*Problem to solve*: Copy all lines below containing "styles".

------------------------------------------------

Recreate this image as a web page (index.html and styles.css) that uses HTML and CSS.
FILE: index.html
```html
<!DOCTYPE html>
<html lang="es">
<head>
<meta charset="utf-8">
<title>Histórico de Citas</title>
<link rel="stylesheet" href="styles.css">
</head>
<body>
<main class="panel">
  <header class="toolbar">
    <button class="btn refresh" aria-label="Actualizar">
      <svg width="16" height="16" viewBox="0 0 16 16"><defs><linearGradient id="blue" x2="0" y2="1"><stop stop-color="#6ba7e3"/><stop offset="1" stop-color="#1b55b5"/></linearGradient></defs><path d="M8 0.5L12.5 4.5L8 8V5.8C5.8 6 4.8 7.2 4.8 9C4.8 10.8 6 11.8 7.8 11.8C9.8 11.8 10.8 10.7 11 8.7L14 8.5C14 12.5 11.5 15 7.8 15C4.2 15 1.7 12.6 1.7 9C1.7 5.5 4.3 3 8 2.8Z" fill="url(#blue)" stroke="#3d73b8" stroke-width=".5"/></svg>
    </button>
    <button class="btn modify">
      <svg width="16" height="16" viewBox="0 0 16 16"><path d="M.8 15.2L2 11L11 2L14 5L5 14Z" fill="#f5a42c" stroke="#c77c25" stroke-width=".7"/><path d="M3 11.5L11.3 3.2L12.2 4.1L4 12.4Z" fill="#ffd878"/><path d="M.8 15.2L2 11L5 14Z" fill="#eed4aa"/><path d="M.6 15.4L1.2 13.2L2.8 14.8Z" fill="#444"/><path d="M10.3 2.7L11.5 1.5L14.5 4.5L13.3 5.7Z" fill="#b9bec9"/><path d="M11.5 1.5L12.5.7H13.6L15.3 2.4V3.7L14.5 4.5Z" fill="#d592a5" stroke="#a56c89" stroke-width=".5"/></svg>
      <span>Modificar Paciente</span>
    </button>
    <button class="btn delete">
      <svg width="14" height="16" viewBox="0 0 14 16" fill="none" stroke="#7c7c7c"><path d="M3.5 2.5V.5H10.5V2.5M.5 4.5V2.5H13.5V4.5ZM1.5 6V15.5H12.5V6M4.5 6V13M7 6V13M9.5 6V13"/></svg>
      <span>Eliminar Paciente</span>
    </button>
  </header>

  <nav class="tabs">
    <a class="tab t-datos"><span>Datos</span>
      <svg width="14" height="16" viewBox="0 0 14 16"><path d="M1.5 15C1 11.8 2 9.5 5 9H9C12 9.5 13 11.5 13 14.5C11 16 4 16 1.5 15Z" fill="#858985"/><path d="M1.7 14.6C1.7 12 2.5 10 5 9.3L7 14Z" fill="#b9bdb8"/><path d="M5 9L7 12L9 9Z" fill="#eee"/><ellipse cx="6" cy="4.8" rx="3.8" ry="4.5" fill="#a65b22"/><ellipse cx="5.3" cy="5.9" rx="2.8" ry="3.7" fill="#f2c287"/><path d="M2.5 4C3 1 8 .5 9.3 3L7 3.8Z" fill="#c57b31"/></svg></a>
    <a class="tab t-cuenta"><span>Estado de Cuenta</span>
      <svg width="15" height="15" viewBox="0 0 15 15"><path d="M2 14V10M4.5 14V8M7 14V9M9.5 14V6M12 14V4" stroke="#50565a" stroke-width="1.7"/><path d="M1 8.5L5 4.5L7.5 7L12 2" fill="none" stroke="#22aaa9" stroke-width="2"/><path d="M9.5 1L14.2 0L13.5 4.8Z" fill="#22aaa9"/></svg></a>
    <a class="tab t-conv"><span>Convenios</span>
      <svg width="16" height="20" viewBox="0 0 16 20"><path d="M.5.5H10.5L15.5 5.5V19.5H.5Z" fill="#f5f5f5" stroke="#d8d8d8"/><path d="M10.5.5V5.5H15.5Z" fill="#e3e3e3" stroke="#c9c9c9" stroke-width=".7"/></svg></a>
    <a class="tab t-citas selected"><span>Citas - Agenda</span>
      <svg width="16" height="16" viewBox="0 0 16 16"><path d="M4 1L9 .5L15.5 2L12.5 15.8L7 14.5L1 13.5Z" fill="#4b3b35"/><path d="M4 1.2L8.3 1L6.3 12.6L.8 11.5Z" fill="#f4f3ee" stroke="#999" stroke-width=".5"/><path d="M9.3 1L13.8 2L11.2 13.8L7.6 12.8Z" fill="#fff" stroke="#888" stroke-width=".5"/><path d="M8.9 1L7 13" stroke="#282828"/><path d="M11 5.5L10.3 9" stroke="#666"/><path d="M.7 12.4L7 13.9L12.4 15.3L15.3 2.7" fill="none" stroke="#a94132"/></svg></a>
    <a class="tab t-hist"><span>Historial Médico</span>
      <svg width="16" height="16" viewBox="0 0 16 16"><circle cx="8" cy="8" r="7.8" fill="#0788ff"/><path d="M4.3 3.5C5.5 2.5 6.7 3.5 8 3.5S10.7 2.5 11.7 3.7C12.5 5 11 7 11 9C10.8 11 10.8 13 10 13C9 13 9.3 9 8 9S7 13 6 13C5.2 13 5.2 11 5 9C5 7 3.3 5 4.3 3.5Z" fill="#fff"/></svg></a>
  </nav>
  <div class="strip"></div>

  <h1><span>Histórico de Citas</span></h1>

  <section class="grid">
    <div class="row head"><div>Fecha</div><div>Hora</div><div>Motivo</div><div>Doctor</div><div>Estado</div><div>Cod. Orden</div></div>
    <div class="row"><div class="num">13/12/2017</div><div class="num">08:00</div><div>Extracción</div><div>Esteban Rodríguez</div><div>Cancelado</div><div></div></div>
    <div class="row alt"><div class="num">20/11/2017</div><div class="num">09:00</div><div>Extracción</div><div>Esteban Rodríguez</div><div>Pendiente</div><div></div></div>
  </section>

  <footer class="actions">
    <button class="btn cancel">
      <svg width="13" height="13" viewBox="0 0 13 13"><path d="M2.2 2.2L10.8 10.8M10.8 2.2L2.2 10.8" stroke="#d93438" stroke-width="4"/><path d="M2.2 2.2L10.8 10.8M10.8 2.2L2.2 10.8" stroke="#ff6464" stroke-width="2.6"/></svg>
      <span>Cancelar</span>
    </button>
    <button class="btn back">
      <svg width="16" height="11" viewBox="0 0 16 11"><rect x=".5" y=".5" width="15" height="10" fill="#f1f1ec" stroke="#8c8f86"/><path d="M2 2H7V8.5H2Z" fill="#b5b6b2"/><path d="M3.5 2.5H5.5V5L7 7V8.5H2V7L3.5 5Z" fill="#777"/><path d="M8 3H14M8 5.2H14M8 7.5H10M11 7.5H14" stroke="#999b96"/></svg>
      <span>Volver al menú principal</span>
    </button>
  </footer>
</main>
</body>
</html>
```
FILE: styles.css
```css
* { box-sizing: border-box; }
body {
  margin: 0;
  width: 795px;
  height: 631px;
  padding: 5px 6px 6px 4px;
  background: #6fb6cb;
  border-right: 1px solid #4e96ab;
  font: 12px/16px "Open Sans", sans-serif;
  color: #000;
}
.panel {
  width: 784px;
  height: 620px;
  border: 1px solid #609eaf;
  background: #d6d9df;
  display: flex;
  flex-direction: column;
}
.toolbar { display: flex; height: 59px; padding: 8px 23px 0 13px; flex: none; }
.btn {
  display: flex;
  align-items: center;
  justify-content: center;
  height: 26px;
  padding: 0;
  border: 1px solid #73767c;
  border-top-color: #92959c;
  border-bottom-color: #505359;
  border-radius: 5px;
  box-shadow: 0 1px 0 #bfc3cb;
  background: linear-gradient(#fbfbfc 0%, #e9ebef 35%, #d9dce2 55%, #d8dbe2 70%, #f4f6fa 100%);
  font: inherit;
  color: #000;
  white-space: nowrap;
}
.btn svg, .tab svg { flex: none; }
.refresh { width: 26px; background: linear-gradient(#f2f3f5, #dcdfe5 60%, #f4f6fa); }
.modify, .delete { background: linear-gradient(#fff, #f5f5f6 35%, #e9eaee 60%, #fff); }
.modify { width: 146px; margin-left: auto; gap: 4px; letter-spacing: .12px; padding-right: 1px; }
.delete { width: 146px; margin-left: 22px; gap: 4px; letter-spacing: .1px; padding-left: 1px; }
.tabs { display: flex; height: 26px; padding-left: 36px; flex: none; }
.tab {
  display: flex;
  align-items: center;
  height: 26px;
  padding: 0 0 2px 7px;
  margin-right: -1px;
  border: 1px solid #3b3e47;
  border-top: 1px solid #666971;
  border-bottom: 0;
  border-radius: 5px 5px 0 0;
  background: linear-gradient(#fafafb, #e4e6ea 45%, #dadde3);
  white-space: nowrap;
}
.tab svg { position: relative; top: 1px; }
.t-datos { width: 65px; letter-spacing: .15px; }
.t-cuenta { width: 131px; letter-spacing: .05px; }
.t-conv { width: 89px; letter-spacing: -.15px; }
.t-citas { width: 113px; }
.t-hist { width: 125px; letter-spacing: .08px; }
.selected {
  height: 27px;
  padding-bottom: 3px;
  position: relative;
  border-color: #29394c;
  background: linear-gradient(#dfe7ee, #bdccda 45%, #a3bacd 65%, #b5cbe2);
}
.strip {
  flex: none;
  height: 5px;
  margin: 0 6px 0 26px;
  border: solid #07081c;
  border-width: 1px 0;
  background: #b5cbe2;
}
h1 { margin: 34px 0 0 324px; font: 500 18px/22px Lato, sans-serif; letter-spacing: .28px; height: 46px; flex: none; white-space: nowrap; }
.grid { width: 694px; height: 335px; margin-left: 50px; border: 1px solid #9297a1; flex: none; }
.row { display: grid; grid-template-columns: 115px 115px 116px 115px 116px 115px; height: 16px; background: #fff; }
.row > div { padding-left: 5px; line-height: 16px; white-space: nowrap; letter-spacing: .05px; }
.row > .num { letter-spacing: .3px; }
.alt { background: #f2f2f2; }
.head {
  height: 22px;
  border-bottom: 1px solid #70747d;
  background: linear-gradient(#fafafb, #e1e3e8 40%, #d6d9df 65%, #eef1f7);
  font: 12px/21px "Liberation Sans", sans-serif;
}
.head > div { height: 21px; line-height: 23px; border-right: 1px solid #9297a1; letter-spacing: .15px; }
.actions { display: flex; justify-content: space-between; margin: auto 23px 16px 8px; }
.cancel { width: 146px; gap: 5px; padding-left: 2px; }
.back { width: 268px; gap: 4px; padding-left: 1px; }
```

------------------------------------------------

*Output for this task*:
Recreate this image as a web page (index.html and styles.css) that uses HTML and CSS.
<link rel="stylesheet" href="styles.css">
FILE: styles.css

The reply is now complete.